**THE REQUEST:**
Tally all lines containing the word "styles". Give the number alone.

**SOURCE DATA:**
--- --- ---

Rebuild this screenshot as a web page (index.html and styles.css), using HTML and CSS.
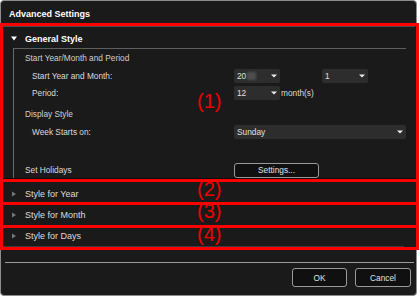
FILE: index.html
```html
<!DOCTYPE html>
<html>
  <head>
    <title>Advanced Settings</title>
    <link rel="stylesheet" href="styles.css">
  </head>
  <body>
    <div class="shot">
      <div class="dialog">
        <div class="title">Advanced Settings</div>

        <!-- General Style (open) -->
        <div class="section open">
          <div class="sec-head">
            <svg class="tri" width="6" height="5" viewBox="0 0 6 5"><path d="M0 0.5H6L3 4.5Z" fill="#fff"/></svg>
            <span class="bold">General Style</span>
          </div>
          <div class="group-box">
            <div class="grp">Start Year/Month and Period</div>
            <div class="row">
              <span class="lbl">Start Year and Month:</span>
              <div class="select small">
                <span>20<span class="blur"></span></span>
                <svg width="6" height="4" viewBox="0 0 6 4"><path d="M0 0.5H6L3 3.5Z" fill="#eee"/></svg>
              </div>
              <div class="select small gap">
                <span>1</span>
                <svg width="6" height="4" viewBox="0 0 6 4"><path d="M0 0.5H6L3 3.5Z" fill="#eee"/></svg>
              </div>
            </div>
            <div class="row">
              <span class="lbl">Period:</span>
              <div class="select small">
                <span>12</span>
                <svg width="6" height="4" viewBox="0 0 6 4"><path d="M0 0.5H6L3 3.5Z" fill="#eee"/></svg>
              </div>
              <span class="unit">month(s)</span>
            </div>
            <div class="grp second">Display Style</div>
            <div class="row">
              <span class="lbl">Week Starts on:</span>
              <div class="select wide">
                <span>Sunday</span>
                <svg width="6" height="4" viewBox="0 0 6 4"><path d="M0 0.5H6L3 3.5Z" fill="#eee"/></svg>
              </div>
            </div>
            <div class="row holidays">
              <span class="lbl">Set Holidays</span>
              <div class="btn settings">Settings...</div>
            </div>
          </div>
        </div>

        <!-- collapsed sections -->
        <div class="section closed first">
          <div class="sec-head">
            <svg class="tri" width="6" height="6" viewBox="0 0 6 6"><path d="M1 0.5V5.5L5 3Z" fill="#777"/></svg>
            <span>Style for Year</span>
          </div>
        </div>
        <div class="section closed">
          <div class="sec-head">
            <svg class="tri" width="6" height="6" viewBox="0 0 6 6"><path d="M1 0.5V5.5L5 3Z" fill="#777"/></svg>
            <span>Style for Month</span>
          </div>
        </div>
        <div class="section closed">
          <div class="sec-head">
            <svg class="tri" width="6" height="6" viewBox="0 0 6 6"><path d="M1 0.5V5.5L5 3Z" fill="#777"/></svg>
            <span>Style for Days</span>
          </div>
        </div>

        <div class="footer">
          <div class="btn ok">OK</div>
          <div class="btn cancel">Cancel</div>
        </div>
      </div>

      <!-- red annotation marks over the dialog -->
      <div class="mark m1"></div>
      <div class="mark m2"></div>
      <div class="mark m3"></div>
      <div class="mark m4"></div>
      <span class="num n1">(1)</span>
      <span class="num n2">(2)</span>
      <span class="num n3">(3)</span>
      <span class="num n4">(4)</span>
    </div>
  </body>
</html>
```

FILE: styles.css
```css
body {
  margin: 0;
  background-color: #ffffff;
  font-family: "Liberation Sans", Arial, sans-serif;
}
.shot {
  position: relative;
  width: 420px;
  height: 297px;
}
.dialog {
  width: 415px;
  height: 294px;
  border: 1px solid #8c8c8c;
  border-radius: 4px;
  background-color: #1a1a1a;
  color: #dcdcdc;
  font-size: 8.3px;
}
.title {
  height: 25px;
  line-height: 26px;
  padding-left: 8px;
  font-size: 9px;
  font-weight: bold;
  color: #ffffff;
}
.bold {
  font-weight: bold;
  color: #ffffff;
}
/* section rows */
.section {
  margin-right: 1px;
}
.section.open {
  border-top: 1px solid #4a4a4a;
  border-bottom: 1px solid #0a0a0a;
}
.section.closed {
  height: 20px;
  border-bottom: 1px solid #3a3a3a;
  margin-right: 12px;
}
.section.first {
  margin-top: 5px;
}
.sec-head {
  display: flex;
  align-items: center;
  height: 21px;
  padding-top: 2px;
  box-sizing: border-box;
  padding-left: 10px;
  font-size: 9px;
}
.closed .sec-head {
  height: 20px;
  padding-top: 0;
}
.tri {
  margin-right: 8px;
}
/* box with the options */
.group-box {
  margin-left: 12px;
  margin-right: 9px;
  border-top: 1px solid #5e5e5e;
  border-left: 1px solid #6a6a6a;
  padding-left: 11px;
  padding-top: 1px;
  height: 128px;
}
.grp {
  height: 17px;
  line-height: 17px;
  color: #d0d0d0;
}
.grp.second {
  margin-top: 5px;
}
.row {
  display: flex;
  align-items: center;
  height: 17px;
  padding-left: 7px;
}
.row .lbl {
  width: 202px;
}
.row.holidays {
  padding-left: 0;
  margin-top: 22px;
  height: 16px;
}
.row.holidays .lbl {
  width: 209px;
}
.select {
  display: flex;
  justify-content: space-between;
  align-items: center;
  height: 14px;
  padding: 0 3px 0 3px;
  box-sizing: border-box;
  background-color: #2d2d2d;
  border-radius: 2px;
  color: #e0e0e0;
}
.select.small {
  width: 46px;
}
.select.gap {
  margin-left: 42px;
}
.select.wide {
  width: 172px;
}
.blur {
  display: inline-block;
  width: 9px;
  height: 8px;
  margin-left: 1px;
  vertical-align: -1px;
  background-color: #4e4e4e;
  filter: blur(1px);
}
.unit {
  margin-left: 1px;
}
/* buttons */
.btn {
  display: flex;
  align-items: center;
  justify-content: center;
  box-sizing: border-box;
  border: 1px solid #9a9a9a;
  border-radius: 3px;
  background-color: #101010;
  color: #e0e0e0;
}
.settings {
  width: 85px;
  height: 15px;
}
.footer {
  display: flex;
  justify-content: flex-end;
  gap: 8px;
  margin: 15px 2px 0 4px;
  padding-top: 5px;
  padding-right: 3px;
  border-top: 1px solid #9c9c9c;
}
.ok {
  width: 55px;
  height: 19px;
}
.cancel {
  width: 56px;
  height: 19px;
}
/* red annotations */
.mark {
  position: absolute;
  left: 0;
  width: 419px;
  box-sizing: border-box;
  border: 3px solid #ff0000;
}
.m1 {
  top: 23px;
  height: 159px;
}
.m2 {
  top: 179px;
  height: 26px;
}
.m3 {
  top: 202px;
  height: 26px;
}
.m4 {
  top: 225px;
  height: 25px;
}
.num {
  position: absolute;
  left: 197px;
  font-size: 20px;
  line-height: 20px;
  color: #ee0000;
}
.n1 {
  top: 91px;
}
.n2 {
  top: 179px;
}
.n3 {
  top: 201px;
}
.n4 {
  top: 224px;
}
```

--- --- ---

**EXERCISE RESULT:**
3